Feeling uneasy turned into pure horror when I read the news the next morning. That weekend, there was not one but two mass shootings. While audiences across the country were laughing at Tarantino’s violence on the screen, 31 innocent people were killed in Texas and Ohio! But it gets worse – I was shocked to see how blasé the country has become about gun violence in the nine years I’ve lived here. While media used to scream about it, and people used to protest on my Facebook wall, this time I haven’t found one singe post about it. Actually, I did – someone from Europe posted the insanity that’s gun violence statistics in the USA. Europeans are more worried about Americans killing each other (and even worse, each other’s kids!) then Americans?
I really have a very rough time trying to divorce these three things in my head: the audience laughing at the blood bath on the screen, the two young men killing dozens of people just like that, and the country not reacting.
How did Tarantino sleep after those mass shootings?
Shouldn’t something be done? If not about freedom to buy guns (which seems to be impossible to change), then about the amount of violence Americans are exposed to? (And as entertainment, nevertheless!) Does no one really care about anyone here any more? Is being “the land of the free” a card blanche to just let the worst of human nature run wild?
And yes there’s a point about artistic freedom and freedom of speech and not censoring things just because they might be disturbing to some people. Yes, I heard about law professors who aren’t allowed to teach rape law because female students say it’s too disturbing for them. And yes, you can interpret Tarantino’s love for violence in hundreds of different ways and give it this meaning or that. But you know what? No. This country is committing self-genocide!
And then, as if it wasn’t bad enough dealing with the monstrosity of gun violence becoming an every day thing in America, I just can’t get rid of Manson murders. Because this year is commemorating 50 years of that monstrosity. And even if I want to forget what I’ve seen – or haven’t seen – in Tarantino’s movie, I just can’t escape. Sharon Tate’s face keeps popping up on my screen. And Manson’s too. Knifing a woman nine months pregnant is horrendous beyond words. And it just won’t stop disturbing me that Tarantino used these murders (five adults and one baby died that night) to make and promote his movie. (And even worse – enjoy yet another blood bath.)

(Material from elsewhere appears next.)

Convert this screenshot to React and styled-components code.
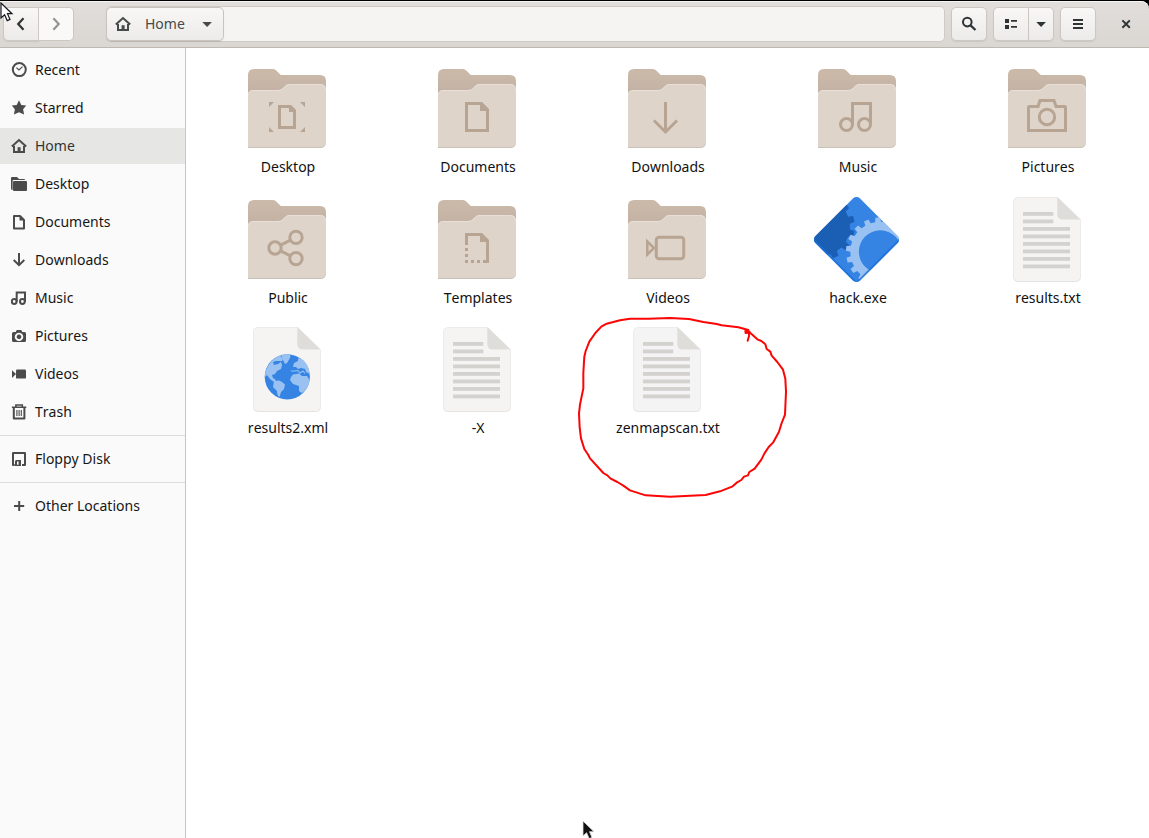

Because to be honest, while the rest of the movie is gorgeous and clever, it is also so shallow and empty and boring. The whole story is driven only by the inevitable horror of real events in the end. That does not feel right. And what’s even more disturbing is that his movie, and its violence, only have a point because he gave a fake meaning to a real act that was especially horrendous because it had absolutely no meaning. (No, Manson murders had nothing to do with violence in movies.) Why wasn’t he brave enough to stick to the truth and trust the audience to make their own conclusion?
So many questions for Mr. Tarantino.
The discord between Tarantino’s version and reality of Mason murders just feels wrong. It feels like he took the horror of the reality out of the movie to justify making it.
When I returned from my European trip a few weeks ago, my American husband told me he watched a Swedish (or Danish?) TV show about a mafia boss and how it was “cute” because the worst thing this mafioso did was knife a guy. And then the cop who killed him felt very disturbed he had to do it. “Cute”? We just see, watch, experience, consume, allow violence in a very different way in Europe. WE don’t indulge in violence. Maybe because only a few decades ago we went through that horrendous war and the real physical suffering is still fresh? I don’t know.
I just know something is very wrong with America today. And maybe Tarantino should grow up and help his country. He’s old – and famous – enough.